WHAT THE EXERCISE ASKS — Pictures do not belong in your copy. Repeat all the other data exactly.

DATA SECTION —
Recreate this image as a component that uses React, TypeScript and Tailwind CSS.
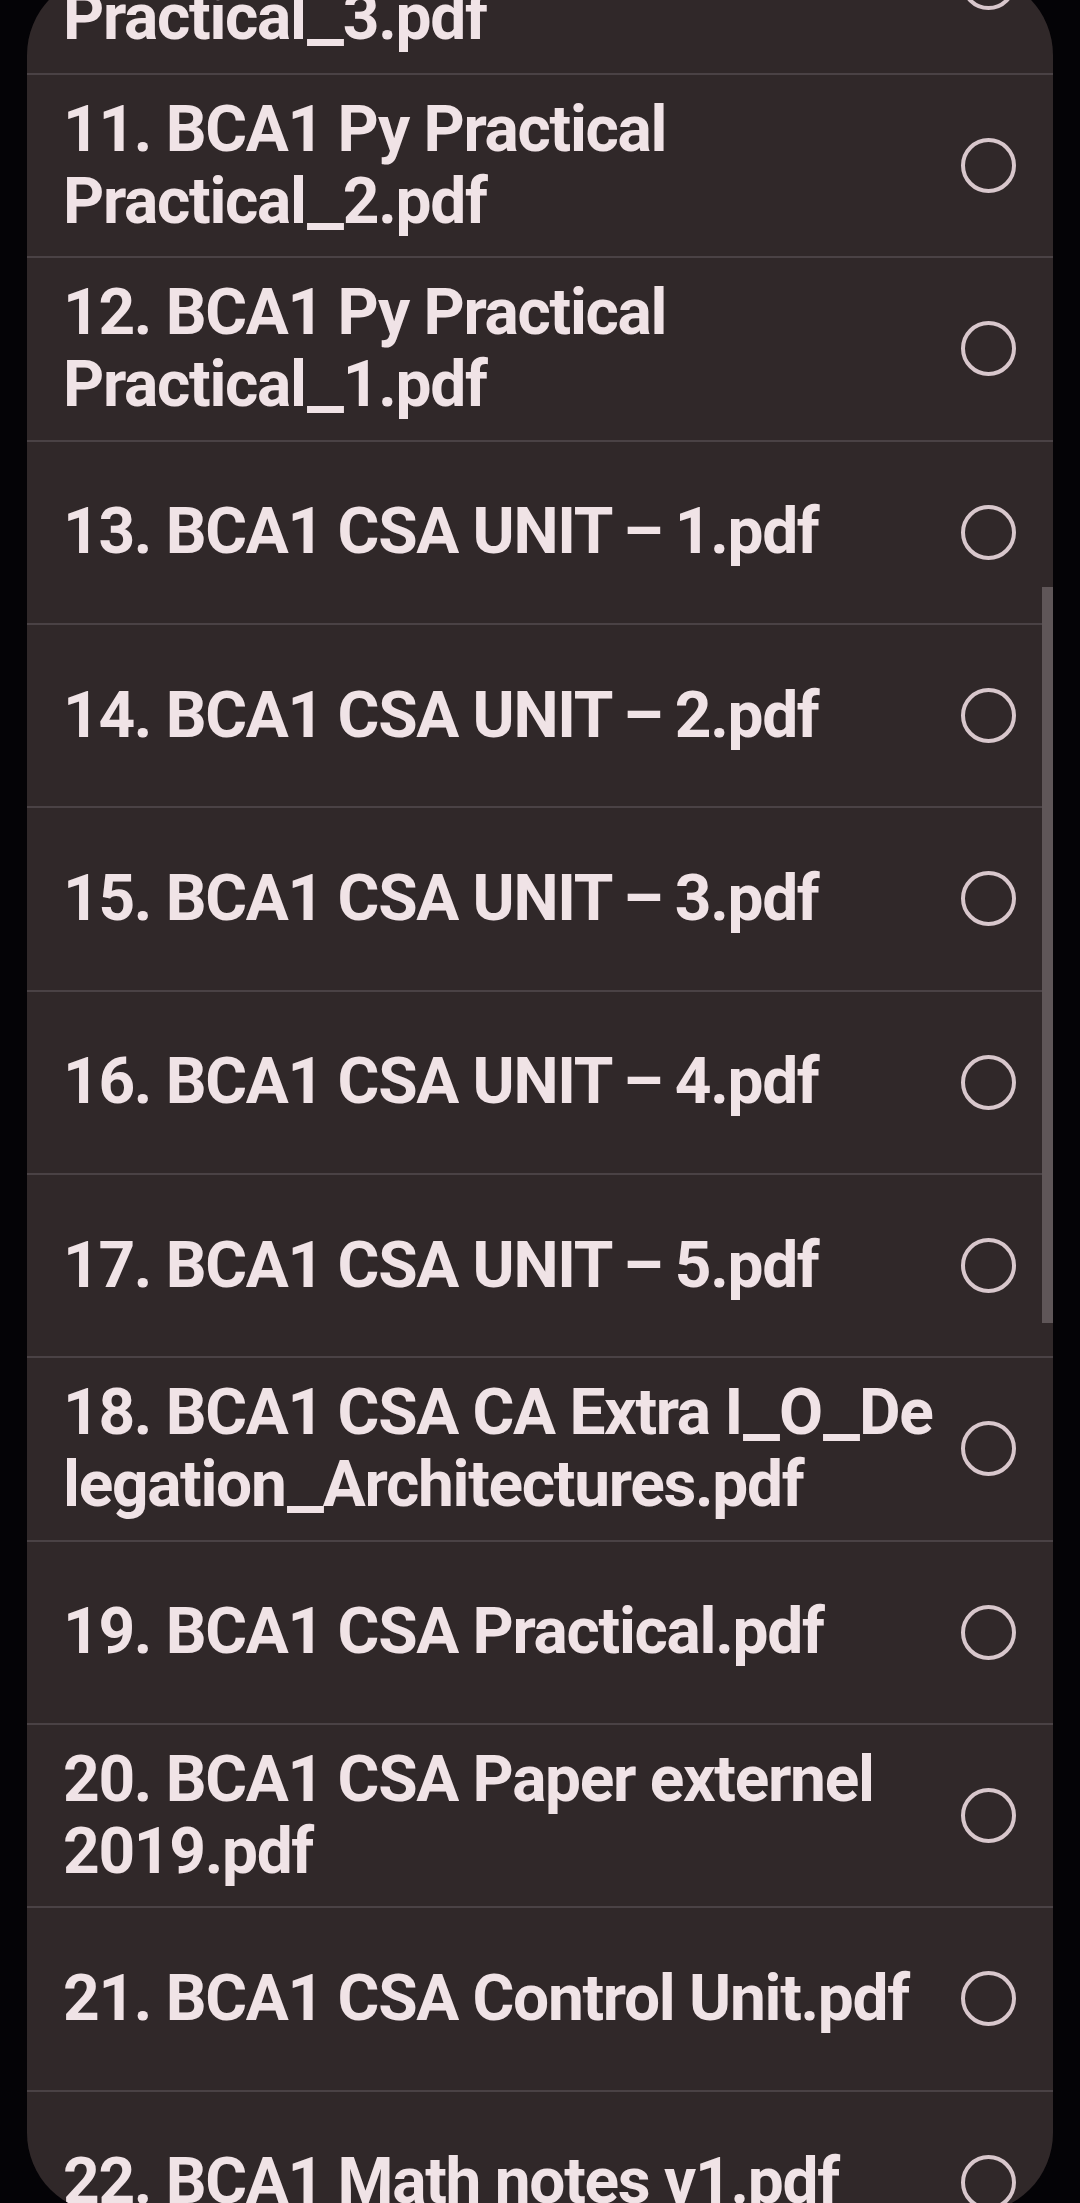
import React from "react";

const rows: string[][] = [
  ["10. BCA1 Py Practical", "Practical_3.pdf"],
  ["11. BCA1 Py Practical", "Practical_2.pdf"],
  ["12. BCA1 Py Practical", "Practical_1.pdf"],
  ["13. BCA1 CSA UNIT – 1.pdf"],
  ["14. BCA1 CSA UNIT – 2.pdf"],
  ["15. BCA1 CSA UNIT – 3.pdf"],
  ["16. BCA1 CSA UNIT – 4.pdf"],
  ["17. BCA1 CSA UNIT – 5.pdf"],
  ["18. BCA1 CSA CA Extra I_O_De", "legation_Architectures.pdf"],
  ["19. BCA1 CSA Practical.pdf"],
  ["20. BCA1 CSA Paper externel", "2019.pdf"],
  ["21. BCA1 CSA Control Unit.pdf"],
  ["22. BCA1 Math notes v1.pdf"],
  ["23. BCA1 Math notes v2.pdf"],
];

function Seg({ text }: { text: string }) {
  const parts = text.split("–");
  return (
    <>
      {parts.map((p, k) => (
        <React.Fragment key={k}>
          {k > 0 && <span className="mx-[-2px] inline-block">–</span>}
          {p}
        </React.Fragment>
      ))}
    </>
  );
}

function Line({ text }: { text: string }) {
  const parts = text.split("_");
  return (
    <div className="whitespace-pre">
      {parts.map((p, k) => (
        <React.Fragment key={k}>
          {k > 0 && <span className="mx-[5px] inline-block scale-x-[1.3]">_</span>}
          <Seg text={p} />
        </React.Fragment>
      ))}
    </div>
  );
}

export default function App() {
  return (
    <div className="h-[2203px] w-[1080px] overflow-hidden bg-[#040306]">
      <div
        className="relative mx-[27px] mt-[-25px] h-[2238px] overflow-hidden rounded-[80px] bg-[#302829]"
        style={{ fontFamily: "Roboto, 'Noto Sans', sans-serif" }}
      >
        <div className="mt-[-83.33px] flex flex-col">
          {rows.map((lines, i) => (
            <div
              key={i}
              className="box-border flex h-[183.33px] items-center justify-between border-b-2 border-[#4a4245] pl-[36px] pr-[37px]"
            >
              <div className="text-[64px] font-bold leading-[72px] tracking-[-1.3px] text-[#f0e3e6]">
                {lines.map((l, j) => (
                  <Line key={j} text={l} />
                ))}
              </div>
              <div className="h-[55px] w-[55px] shrink-0 rounded-full border-[4px] border-[#d8c7cc]" />
            </div>
          ))}
        </div>
        <div className="absolute right-0 top-[612px] h-[736px] w-[11px] bg-[#5f5658]" />
      </div>
    </div>
  );
}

THE RESPONSE —
Recreate this image as a component that uses React, TypeScript and Tailwind CSS.
import React from "react";

const rows: string[][] = [
  ["10. BCA1 Py Practical", "Practical_3.pdf"],
  ["11. BCA1 Py Practical", "Practical_2.pdf"],
  ["12. BCA1 Py Practical", "Practical_1.pdf"],
  ["13. BCA1 CSA UNIT – 1.pdf"],
  ["14. BCA1 CSA UNIT – 2.pdf"],
  ["15. BCA1 CSA UNIT – 3.pdf"],
  ["16. BCA1 CSA UNIT – 4.pdf"],
  ["17. BCA1 CSA UNIT – 5.pdf"],
  ["18. BCA1 CSA CA Extra I_O_De", "legation_Architectures.pdf"],
  ["19. BCA1 CSA Practical.pdf"],
  ["20. BCA1 CSA Paper externel", "2019.pdf"],
  ["21. BCA1 CSA Control Unit.pdf"],
  ["22. BCA1 Math notes v1.pdf"],
  ["23. BCA1 Math notes v2.pdf"],
];

function Seg({ text }: { text: string }) {
  const parts = text.split("–");
  return (
    <>
      {parts.map((p, k) => (
        <React.Fragment key={k}>
          {k > 0 && <span className="mx-[-2px] inline-block">–</span>}
          {p}
        </React.Fragment>
      ))}
    </>
  );
}

function Line({ text }: { text: string }) {
  const parts = text.split("_");
  return (
    <div className="whitespace-pre">
      {parts.map((p, k) => (
        <React.Fragment key={k}>
          {k > 0 && <span className="mx-[5px] inline-block scale-x-[1.3]">_</span>}
          <Seg text={p} />
        </React.Fragment>
      ))}
    </div>
  );
}

export default function App() {
  return (
    <div className="h-[2203px] w-[1080px] overflow-hidden bg-[#040306]">
      <div
        className="relative mx-[27px] mt-[-25px] h-[2238px] overflow-hidden rounded-[80px] bg-[#302829]"
        style={{ fontFamily: "Roboto, 'Noto Sans', sans-serif" }}
      >
        <div className="mt-[-83.33px] flex flex-col">
          {rows.map((lines, i) => (
            <div
              key={i}
              className="box-border flex h-[183.33px] items-center justify-between border-b-2 border-[#4a4245] pl-[36px] pr-[37px]"
            >
              <div className="text-[64px] font-bold leading-[72px] tracking-[-1.3px] text-[#f0e3e6]">
                {lines.map((l, j) => (
                  <Line key={j} text={l} />
                ))}
              </div>
              <div className="h-[55px] w-[55px] shrink-0 rounded-full border-[4px] border-[#d8c7cc]" />
            </div>
          ))}
        </div>
        <div className="absolute right-0 top-[612px] h-[736px] w-[11px] bg-[#5f5658]" />
      </div>
    </div>
  );
}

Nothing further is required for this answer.